**REQUIREMENTS**
Faithfully return all lines, omitting every embedded picture.

--- begin RECORDED DATA ---

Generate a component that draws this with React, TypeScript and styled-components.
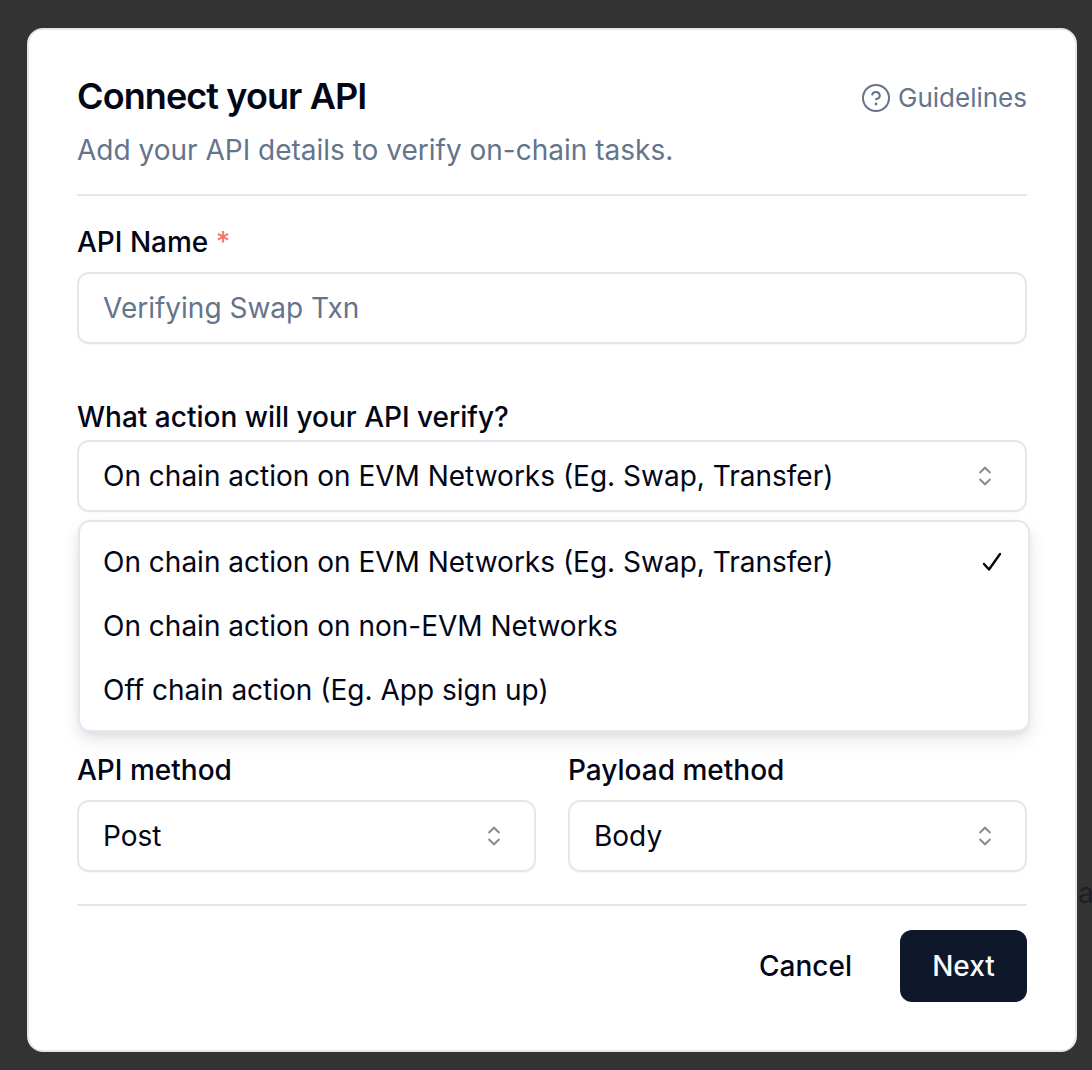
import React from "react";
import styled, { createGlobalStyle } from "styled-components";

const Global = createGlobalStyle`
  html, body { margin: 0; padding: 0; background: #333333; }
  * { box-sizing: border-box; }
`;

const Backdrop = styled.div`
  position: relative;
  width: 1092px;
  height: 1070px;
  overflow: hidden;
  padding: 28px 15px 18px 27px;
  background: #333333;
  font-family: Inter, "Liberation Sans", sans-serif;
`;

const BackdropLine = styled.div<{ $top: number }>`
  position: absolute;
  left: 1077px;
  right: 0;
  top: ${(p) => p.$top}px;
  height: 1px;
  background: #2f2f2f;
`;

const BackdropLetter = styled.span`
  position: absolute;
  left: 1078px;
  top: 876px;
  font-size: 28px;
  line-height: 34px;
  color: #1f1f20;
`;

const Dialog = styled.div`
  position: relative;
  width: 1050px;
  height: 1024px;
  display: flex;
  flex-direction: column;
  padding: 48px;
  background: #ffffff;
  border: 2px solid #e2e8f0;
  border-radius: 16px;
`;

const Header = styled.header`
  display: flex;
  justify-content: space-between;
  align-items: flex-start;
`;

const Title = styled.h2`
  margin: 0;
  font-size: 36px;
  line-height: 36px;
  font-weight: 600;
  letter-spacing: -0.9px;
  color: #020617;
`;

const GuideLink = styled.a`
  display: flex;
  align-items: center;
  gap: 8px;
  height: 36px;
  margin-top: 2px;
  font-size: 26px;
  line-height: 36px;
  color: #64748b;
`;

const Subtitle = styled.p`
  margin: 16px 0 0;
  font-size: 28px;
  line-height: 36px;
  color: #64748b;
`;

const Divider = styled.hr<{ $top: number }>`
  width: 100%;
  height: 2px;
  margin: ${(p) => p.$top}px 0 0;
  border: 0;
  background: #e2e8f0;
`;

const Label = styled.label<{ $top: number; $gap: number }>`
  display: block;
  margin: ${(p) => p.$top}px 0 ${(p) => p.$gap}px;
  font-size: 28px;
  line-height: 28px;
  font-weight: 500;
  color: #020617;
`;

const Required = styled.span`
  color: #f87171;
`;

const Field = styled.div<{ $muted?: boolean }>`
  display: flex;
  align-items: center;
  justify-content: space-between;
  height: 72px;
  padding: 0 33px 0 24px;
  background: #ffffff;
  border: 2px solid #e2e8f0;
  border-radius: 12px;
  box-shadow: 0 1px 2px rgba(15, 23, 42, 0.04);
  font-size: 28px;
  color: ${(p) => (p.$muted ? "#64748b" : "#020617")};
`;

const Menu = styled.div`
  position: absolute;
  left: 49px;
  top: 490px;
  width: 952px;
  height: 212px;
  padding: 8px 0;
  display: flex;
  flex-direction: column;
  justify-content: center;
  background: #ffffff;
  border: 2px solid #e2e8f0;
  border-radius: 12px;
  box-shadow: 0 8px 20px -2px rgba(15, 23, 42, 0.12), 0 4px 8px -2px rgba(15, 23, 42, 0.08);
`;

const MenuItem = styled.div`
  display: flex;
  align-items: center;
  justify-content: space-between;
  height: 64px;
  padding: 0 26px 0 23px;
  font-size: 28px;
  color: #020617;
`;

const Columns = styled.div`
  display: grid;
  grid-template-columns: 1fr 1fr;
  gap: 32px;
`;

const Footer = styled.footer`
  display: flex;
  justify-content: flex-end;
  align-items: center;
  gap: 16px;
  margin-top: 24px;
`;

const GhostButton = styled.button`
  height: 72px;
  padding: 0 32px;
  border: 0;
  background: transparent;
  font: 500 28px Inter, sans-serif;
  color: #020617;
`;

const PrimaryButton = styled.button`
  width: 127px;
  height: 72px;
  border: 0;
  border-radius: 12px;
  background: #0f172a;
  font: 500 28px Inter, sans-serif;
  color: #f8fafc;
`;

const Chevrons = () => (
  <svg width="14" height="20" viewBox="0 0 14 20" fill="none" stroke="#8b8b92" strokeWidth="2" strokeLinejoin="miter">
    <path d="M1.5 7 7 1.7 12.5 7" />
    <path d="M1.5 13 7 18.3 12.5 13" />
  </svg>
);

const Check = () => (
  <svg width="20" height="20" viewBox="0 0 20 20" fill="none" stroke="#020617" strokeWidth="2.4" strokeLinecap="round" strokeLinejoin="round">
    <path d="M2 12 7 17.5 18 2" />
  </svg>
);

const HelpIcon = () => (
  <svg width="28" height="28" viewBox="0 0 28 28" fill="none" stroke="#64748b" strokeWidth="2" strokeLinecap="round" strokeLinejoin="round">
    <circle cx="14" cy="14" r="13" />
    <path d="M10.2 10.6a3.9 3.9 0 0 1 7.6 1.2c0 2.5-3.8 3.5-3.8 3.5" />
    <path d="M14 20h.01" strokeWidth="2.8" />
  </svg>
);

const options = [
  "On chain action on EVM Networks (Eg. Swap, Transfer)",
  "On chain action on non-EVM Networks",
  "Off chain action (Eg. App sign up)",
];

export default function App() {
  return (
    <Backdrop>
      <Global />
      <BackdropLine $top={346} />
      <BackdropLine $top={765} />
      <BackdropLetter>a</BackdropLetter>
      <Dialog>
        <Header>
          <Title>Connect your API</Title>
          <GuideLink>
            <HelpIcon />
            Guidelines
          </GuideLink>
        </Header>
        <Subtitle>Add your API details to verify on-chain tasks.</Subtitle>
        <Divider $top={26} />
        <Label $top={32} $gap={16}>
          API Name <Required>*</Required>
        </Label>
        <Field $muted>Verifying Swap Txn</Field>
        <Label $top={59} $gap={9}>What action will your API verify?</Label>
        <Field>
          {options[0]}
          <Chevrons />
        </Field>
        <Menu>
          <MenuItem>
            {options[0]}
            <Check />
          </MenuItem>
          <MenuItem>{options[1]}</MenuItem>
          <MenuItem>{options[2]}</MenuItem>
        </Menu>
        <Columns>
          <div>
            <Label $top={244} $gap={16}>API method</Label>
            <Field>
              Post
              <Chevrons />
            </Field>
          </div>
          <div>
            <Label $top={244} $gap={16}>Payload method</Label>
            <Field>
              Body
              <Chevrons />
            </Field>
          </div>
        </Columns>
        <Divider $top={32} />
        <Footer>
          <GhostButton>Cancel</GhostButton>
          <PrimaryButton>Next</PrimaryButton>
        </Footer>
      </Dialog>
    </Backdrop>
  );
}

--- end RECORDED DATA ---

**TASK ANSWER**
Generate a component that draws this with React, TypeScript and styled-components.
import React from "react";
import styled, { createGlobalStyle } from "styled-components";

const Global = createGlobalStyle`
  html, body { margin: 0; padding: 0; background: #333333; }
  * { box-sizing: border-box; }
`;

const Backdrop = styled.div`
  position: relative;
  width: 1092px;
  height: 1070px;
  overflow: hidden;
  padding: 28px 15px 18px 27px;
  background: #333333;
  font-family: Inter, "Liberation Sans", sans-serif;
`;

const BackdropLine = styled.div<{ $top: number }>`
  position: absolute;
  left: 1077px;
  right: 0;
  top: ${(p) => p.$top}px;
  height: 1px;
  background: #2f2f2f;
`;

const BackdropLetter = styled.span`
  position: absolute;
  left: 1078px;
  top: 876px;
  font-size: 28px;
  line-height: 34px;
  color: #1f1f20;
`;

const Dialog = styled.div`
  position: relative;
  width: 1050px;
  height: 1024px;
  display: flex;
  flex-direction: column;
  padding: 48px;
  background: #ffffff;
  border: 2px solid #e2e8f0;
  border-radius: 16px;
`;

const Header = styled.header`
  display: flex;
  justify-content: space-between;
  align-items: flex-start;
`;

const Title = styled.h2`
  margin: 0;
  font-size: 36px;
  line-height: 36px;
  font-weight: 600;
  letter-spacing: -0.9px;
  color: #020617;
`;

const GuideLink = styled.a`
  display: flex;
  align-items: center;
  gap: 8px;
  height: 36px;
  margin-top: 2px;
  font-size: 26px;
  line-height: 36px;
  color: #64748b;
`;

const Subtitle = styled.p`
  margin: 16px 0 0;
  font-size: 28px;
  line-height: 36px;
  color: #64748b;
`;

const Divider = styled.hr<{ $top: number }>`
  width: 100%;
  height: 2px;
  margin: ${(p) => p.$top}px 0 0;
  border: 0;
  background: #e2e8f0;
`;

const Label = styled.label<{ $top: number; $gap: number }>`
  display: block;
  margin: ${(p) => p.$top}px 0 ${(p) => p.$gap}px;
  font-size: 28px;
  line-height: 28px;
  font-weight: 500;
  color: #020617;
`;

const Required = styled.span`
  color: #f87171;
`;

const Field = styled.div<{ $muted?: boolean }>`
  display: flex;
  align-items: center;
  justify-content: space-between;
  height: 72px;
  padding: 0 33px 0 24px;
  background: #ffffff;
  border: 2px solid #e2e8f0;
  border-radius: 12px;
  box-shadow: 0 1px 2px rgba(15, 23, 42, 0.04);
  font-size: 28px;
  color: ${(p) => (p.$muted ? "#64748b" : "#020617")};
`;

const Menu = styled.div`
  position: absolute;
  left: 49px;
  top: 490px;
  width: 952px;
  height: 212px;
  padding: 8px 0;
  display: flex;
  flex-direction: column;
  justify-content: center;
  background: #ffffff;
  border: 2px solid #e2e8f0;
  border-radius: 12px;
  box-shadow: 0 8px 20px -2px rgba(15, 23, 42, 0.12), 0 4px 8px -2px rgba(15, 23, 42, 0.08);
`;

const MenuItem = styled.div`
  display: flex;
  align-items: center;
  justify-content: space-between;
  height: 64px;
  padding: 0 26px 0 23px;
  font-size: 28px;
  color: #020617;
`;

const Columns = styled.div`
  display: grid;
  grid-template-columns: 1fr 1fr;
  gap: 32px;
`;

const Footer = styled.footer`
  display: flex;
  justify-content: flex-end;
  align-items: center;
  gap: 16px;
  margin-top: 24px;
`;

const GhostButton = styled.button`
  height: 72px;
  padding: 0 32px;
  border: 0;
  background: transparent;
  font: 500 28px Inter, sans-serif;
  color: #020617;
`;

const PrimaryButton = styled.button`
  width: 127px;
  height: 72px;
  border: 0;
  border-radius: 12px;
  background: #0f172a;
  font: 500 28px Inter, sans-serif;
  color: #f8fafc;
`;

const Chevrons = () => (
  <svg width="14" height="20" viewBox="0 0 14 20" fill="none" stroke="#8b8b92" strokeWidth="2" strokeLinejoin="miter">
    <path d="M1.5 7 7 1.7 12.5 7" />
    <path d="M1.5 13 7 18.3 12.5 13" />
  </svg>
);

const Check = () => (
  <svg width="20" height="20" viewBox="0 0 20 20" fill="none" stroke="#020617" strokeWidth="2.4" strokeLinecap="round" strokeLinejoin="round">
    <path d="M2 12 7 17.5 18 2" />
  </svg>
);

const HelpIcon = () => (
  <svg width="28" height="28" viewBox="0 0 28 28" fill="none" stroke="#64748b" strokeWidth="2" strokeLinecap="round" strokeLinejoin="round">
    <circle cx="14" cy="14" r="13" />
    <path d="M10.2 10.6a3.9 3.9 0 0 1 7.6 1.2c0 2.5-3.8 3.5-3.8 3.5" />
    <path d="M14 20h.01" strokeWidth="2.8" />
  </svg>
);

const options = [
  "On chain action on EVM Networks (Eg. Swap, Transfer)",
  "On chain action on non-EVM Networks",
  "Off chain action (Eg. App sign up)",
];

export default function App() {
  return (
    <Backdrop>
      <Global />
      <BackdropLine $top={346} />
      <BackdropLine $top={765} />
      <BackdropLetter>a</BackdropLetter>
      <Dialog>
        <Header>
          <Title>Connect your API</Title>
          <GuideLink>
            <HelpIcon />
            Guidelines
          </GuideLink>
        </Header>
        <Subtitle>Add your API details to verify on-chain tasks.</Subtitle>
        <Divider $top={26} />
        <Label $top={32} $gap={16}>
          API Name <Required>*</Required>
        </Label>
        <Field $muted>Verifying Swap Txn</Field>
        <Label $top={59} $gap={9}>What action will your API verify?</Label>
        <Field>
          {options[0]}
          <Chevrons />
        </Field>
        <Menu>
          <MenuItem>
            {options[0]}
            <Check />
          </MenuItem>
          <MenuItem>{options[1]}</MenuItem>
          <MenuItem>{options[2]}</MenuItem>
        </Menu>
        <Columns>
          <div>
            <Label $top={244} $gap={16}>API method</Label>
            <Field>
              Post
              <Chevrons />
            </Field>
          </div>
          <div>
            <Label $top={244} $gap={16}>Payload method</Label>
            <Field>
              Body
              <Chevrons />
            </Field>
          </div>
        </Columns>
        <Divider $top={32} />
        <Footer>
          <GhostButton>Cancel</GhostButton>
          <PrimaryButton>Next</PrimaryButton>
        </Footer>
      </Dialog>
    </Backdrop>
  );
}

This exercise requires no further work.